Our financial performance in the year was good. Revenues were £195.1 million, exceeding the prior year total of £166.8 million. This was an increase of 21% in constant currency or an increase of 11% on a like-for-like basis, excluding the acquisitions of Comdel in September 2017 and Glassman in May 2018. Order intake also set a new record of £198.4 million, exceeding the £184.3 million achieved in 2017, and representing a 12% increase in constant currency. On a like-for-like basis after excluding the acquisitions of Comdel and Glassman, the increase in order intake was 5%. We grew across all our regions and sectors however we did see a slowdown in the semiconductor manufacturing sector in the fourth quarter in line with the wider market and as outlined in our January Trading Update.

Reported profit before tax was £37.6 million (2017: £32.2 million). After adding back acquisition costs, both completed and aborted, of £0.6 million (2017: £3.3 million), costs related to ERP implementation of £0.2 million (2017: £nil) and amortisation of intangible assets due to business combination of £2.8 million (2017: £0.6 million), adjusted profit before tax was £41.2 million (2017: £36.1 million), an increase of 14% over that reported in 2017. Basic earnings per share increased by 6% to 157.8 pence (2017:148.3 pence). Diluted adjusted earnings per share increased by 18% to 172.8 pence (2017: 147.0 pence).

Strategy review

ADJ EPS increase

The key essence of the Group's strategy has remained consistent for a significant period of time and is built on the development of a market-leading range of competitive products, either organically or by acquisition, to enable further penetration of our existing target accounts where we still have relatively low market shares. This approach has served the Group well and our conclusion is that we can still continue to grow and take market share by executing this strategy.

increase in revenue

During the year the Board completed a review of the Group's strategic progress. It was determined that our strategy was working effectively to grow the Group's revenues, market share in our target sectors and customers and our brand strength as demonstrated by the 18% revenue growth compound annual growth rate performance from 2014 to 2018 whilst building the processes to operate a global supply chain which balances high efficiency with market-leading customer responsiveness. We continue to drive improvements in engineering, the supply chain and manufacturing to support the sales growth we are generating. This includes a project to upgrade our ERP system to the latest version of SAP S/4 Hana across the Group.

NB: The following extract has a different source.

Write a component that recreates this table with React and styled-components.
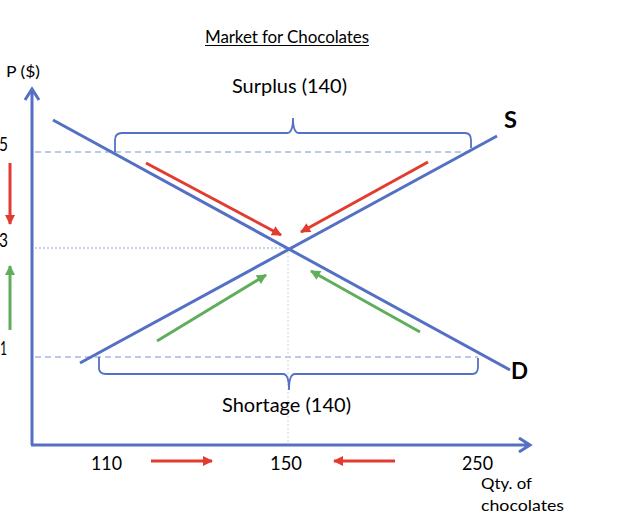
import React from 'react';
import styled, { createGlobalStyle } from 'styled-components';

const BLUE = '#5470c4';
const RED = '#e23b2f';
const GREEN = '#5fae5b';

const GlobalStyle = createGlobalStyle`
  html, body {
    margin: 0;
    padding: 0;
    background: #ffffff;
  }
`;

// chart labels, x / baseline / width taken off the reference
const labels = [
  { text: 'P ($)', x: 6, y: 77, w: 34, size: 16 },
  { text: 'Surplus (140)', x: 232, y: 93, w: 115, size: 19 },
  { text: 'Shortage (140)', x: 222, y: 412, w: 129, size: 19 },
  { text: '5', x: -1, y: 151, w: 9, size: 19 },
  { text: '3', x: -1, y: 247, w: 9, size: 19 },
  { text: '1', x: 0, y: 355, w: 7, size: 19 },
  { text: '110', x: 91, y: 470, w: 31, size: 19 },
  { text: '150', x: 270, y: 470, w: 32, size: 19 },
  { text: '250', x: 462, y: 470, w: 31, size: 19 },
  { text: 'Qty. of', x: 481, y: 489, w: 51, size: 16 },
  { text: 'chocolates', x: 481, y: 511, w: 83, size: 16 },
  { text: 'S', x: 504, y: 128, w: 13, size: 22, bold: true },
  { text: 'D', x: 511, y: 379, w: 17, size: 23, bold: true },
];

const arrows = [
  // red: pushed back down toward equilibrium
  { x1: 10, y1: 163, x2: 10, y2: 224, color: 'red' },
  { x1: 146, y1: 163, x2: 281, y2: 235, color: 'red' },
  { x1: 428, y1: 162, x2: 301, y2: 232, color: 'red' },
  { x1: 151, y1: 461, x2: 212, y2: 461, color: 'red' },
  { x1: 395, y1: 461, x2: 334, y2: 461, color: 'red' },
  // green: pushed back up
  { x1: 10, y1: 330, x2: 10, y2: 266, color: 'green' },
  { x1: 157, y1: 341, x2: 266, y2: 275, color: 'green' },
  { x1: 420, y1: 332, x2: 311, y2: 271, color: 'green' },
];

const guides = [
  { x1: 35, y1: 152, x2: 470, y2: 152, kind: 'dash' },
  { x1: 35, y1: 357, x2: 478, y2: 357, kind: 'dash' },
  { x1: 35, y1: 248, x2: 288, y2: 248, kind: 'dot' },
  { x1: 288, y1: 248, x2: 288, y2: 444, kind: 'faint' },
];

export default function App() {
  return (
    <Page>
      <GlobalStyle />
      <Title>Market for Chocolates</Title>
      <Chart viewBox="0 50 629 465" width="629" height="465">
        <defs>
          <marker id="head-red" viewBox="0 0 10 10" refX="9" refY="5"
            markerWidth="11" markerHeight="10" markerUnits="userSpaceOnUse" orient="auto">
            <path d="M0 0 L10 5 L0 10 z" fill={RED} />
          </marker>
          <marker id="head-green" viewBox="0 0 10 10" refX="9" refY="5"
            markerWidth="11" markerHeight="10" markerUnits="userSpaceOnUse" orient="auto">
            <path d="M0 0 L10 5 L0 10 z" fill={GREEN} />
          </marker>
        </defs>

        {guides.map((g, i) => (
          <Guide key={i} {...g} $kind={g.kind} />
        ))}

        {/* axes */}
        <Axis d="M32 445 L32 90 M25 100 L32 89 L39 100" />
        <Axis d="M31 445 L529 445 M519 438 L530 445 L519 452" />

        {/* supply and demand */}
        <Curve x1="53" y1="120" x2="510" y2="370" />
        <Curve x1="80" y1="363" x2="497" y2="136" />

        {/* braces */}
        <Brace d="M115 152 L115 140 Q115 133 122 133 L287 133 Q293 133 293 118 Q293 133 299 133 L465 133 Q471 133 471 140 L471 148" />
        <Brace d="M99 357 L99 368 Q99 374 106 374 L283 374 Q289 374 289 390 Q289 374 295 374 L472 374 Q478 374 478 367 L478 358" />

        {arrows.map((a, i) => (
          <Arrow key={i} {...a} $color={a.color} markerEnd={`url(#head-${a.color})`} />
        ))}

        {labels.map(l => (
          <Label
            key={l.text}
            x={l.x}
            y={l.y}
            textLength={l.w}
            lengthAdjust="spacingAndGlyphs"
            $size={l.size}
            $bold={l.bold}
          >
            {l.text}
          </Label>
        ))}
      </Chart>
    </Page>
  );
}

const Page = styled.div`
  width: 629px;
  height: 515px;
  display: flex;
  flex-direction: column;
  overflow: hidden;
  background: #ffffff;
`;

const Title = styled.h1`
  box-sizing: border-box;
  height: 50px;
  margin: 0;
  padding: 27px 0 0 205px;
  font-family: Lato, 'Liberation Sans', sans-serif;
  font-size: 17px;
  font-weight: 400;
  line-height: 20px;
  letter-spacing: -0.1px;
  color: #000000;
  text-decoration: underline;
  text-decoration-thickness: 1px;
  text-underline-offset: 2px;
`;

const Chart = styled.svg`
  display: block;
  flex: none;
`;

const Axis = styled.path`
  fill: none;
  stroke: ${BLUE};
  stroke-width: 3;
  stroke-linejoin: miter;
`;

const Curve = styled.line`
  stroke: ${BLUE};
  stroke-width: 3;
`;

const Brace = styled.path`
  fill: none;
  stroke: ${BLUE};
  stroke-width: 1.8;
`;

const Guide = styled.line`
  stroke: ${p => (p.$kind === 'faint' ? '#c9d2ee' : '#7d90d2')};
  stroke-width: 1;
  stroke-dasharray: ${p => (p.$kind === 'dash' ? '6 4' : '2 2')};
  opacity: ${p => (p.$kind === 'dot' ? 0.8 : 1)};
`;

const Arrow = styled.line`
  stroke: ${p => (p.$color === 'red' ? RED : GREEN)};
  stroke-width: 3;
`;

const Label = styled.text`
  font-family: Lato, 'Liberation Sans', sans-serif;
  font-size: ${p => p.$size}px;
  font-weight: ${p => (p.$bold ? 700 : 400)};
  fill: #000000;
`;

Record order intake, revenues and earnings achieved

Our board

Mike Laver, currently an executive director, will not be standing for re-election to the Board at this year's Annual General Meeting. On stepping down from the Board, Mike will retain his operational role as President, Corporate Development.

Peter Bucher, Non-Executive Director retired from the Board on 31 December 2018. I would like to thank Peter for his contribution to the development of the Group since joining the Board in 2014 and wish him a happy retirement.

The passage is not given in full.